View Full Version : question - what is live vinegar
CeeCee
09-01-2001, 12:18 PM
When watching the "Great Kitchens" show on HGTV the other day, they featured a chef from Napa Valley who saves left over wines to make flavored vinegars (one white and one red) and the instructions stated to start with some live vinegar as a base before pouring in your left over wines. It sounded like a cool idea and one I'd like to do. They suggested using a magnum-sized bottle for each and keep in sitting on the counter (corked, I think).
Any ideas?
You need a vinegar that has a "mother" in it. Really. :D The mother is the cloudy, mucky mass you sometimes get in the bottom of the bottle. It contains the organisms that facilitate the vinager making process. I have only had this in vinegar once that I remember. I don't know how you get it if you want it. Would a natural food source have it?
Someone help here, won't the wine turn to vinegar on it's own?
I pulled out a book to look for mustards, and I found some instructions on making wine vinegars (and others). This is a summary from Fancy Pantry by Helen Witty.
RED WINE VINEGAR
She starts by saying you must use a wine that has not been pasteurized, and not to use wine that has soured or gone stale. You also need a good quality starter vinegar (white, cider, white wine or rice), she prefers French. The mother, if you have it, is apparently an option to the starter vinegar. She suggests getting it from someone who make vinegar or by checking the bottom of open bottles of vinegar and strain out any that you find. Other wise, use the starter vinegar.
Combine the wine with the mother or about one fourth its volume of starter vinegar in a half gallon or gallon jug. Don't fill beyond the widest point on the jug since you want maximum air exposure on the surface. Tie a double layer of cheesecloth over the top of the jug and set the jug in a moderaelty warm place where you will remember to check it once in a while. Leave the jug for several weeks, until a sniff and taste test indicate your have made vinegar.
Strain the vinegar into a clean, dry bottle and cap or cork with a clean cork . Return the mother that has developed to the jug. If you don't want to make more vinegar yet, add just enough wine or some of the vinegar just made to keep the mother well covered. Cap the jug until ready to make another batch.
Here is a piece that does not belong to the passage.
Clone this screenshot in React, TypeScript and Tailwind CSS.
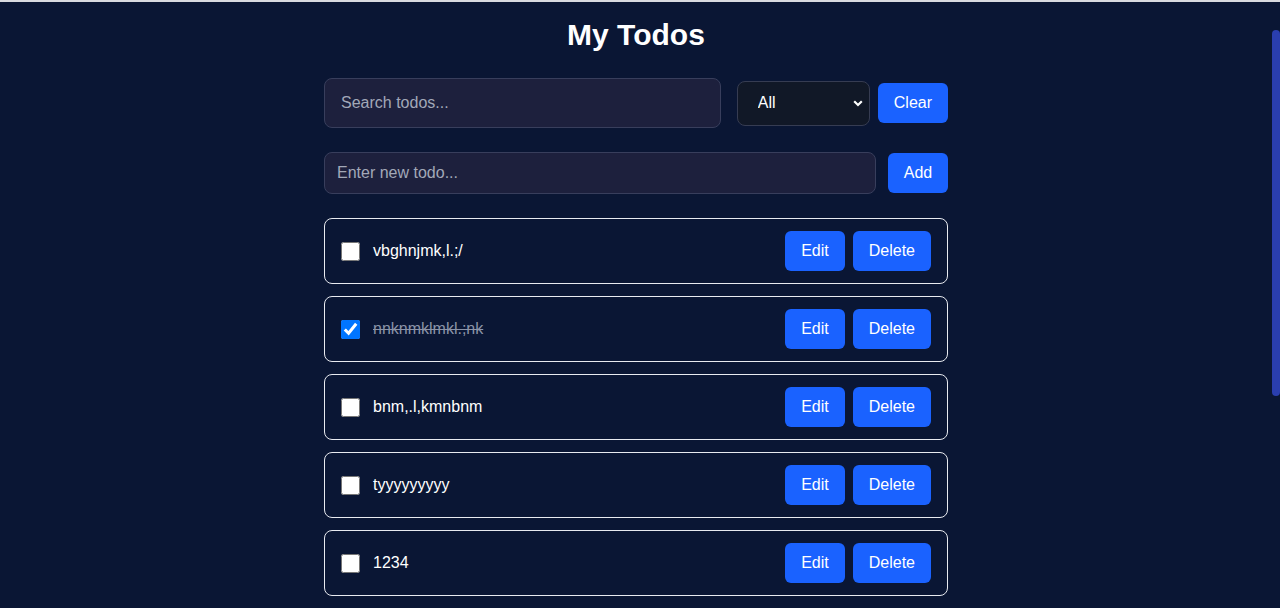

You may pasteurize the vinegar or not (to cut down on the continued production fo mother). To pasteurize, heat the strained vinegar to simmering in a stainless pan and simmer (do not let boil) for 5 minutes. Cool then bottle and cap as above.
WHITE WINE VINEGAR
Apparently a little trickier due to higher acidity of the wine. Suggests cutting the wine half and half with water, then add the mother or starter vinegar as above. White may take months to develop.
SHERRY VINEGAR
Use a medium dry sherry and cut 50/50 with water as for the white wine. Produces very slowly. Best to pasteurize since it is the most prolific producer of mother.
It's not clear in those instructions if the French vinegar is preferred for flavor, style or if it is not pasteurized and will produce vinegar more easily. I would avoid as a starter any vinegar that indicates it has been pasteurized (and presumably "not live"). Hope that helps.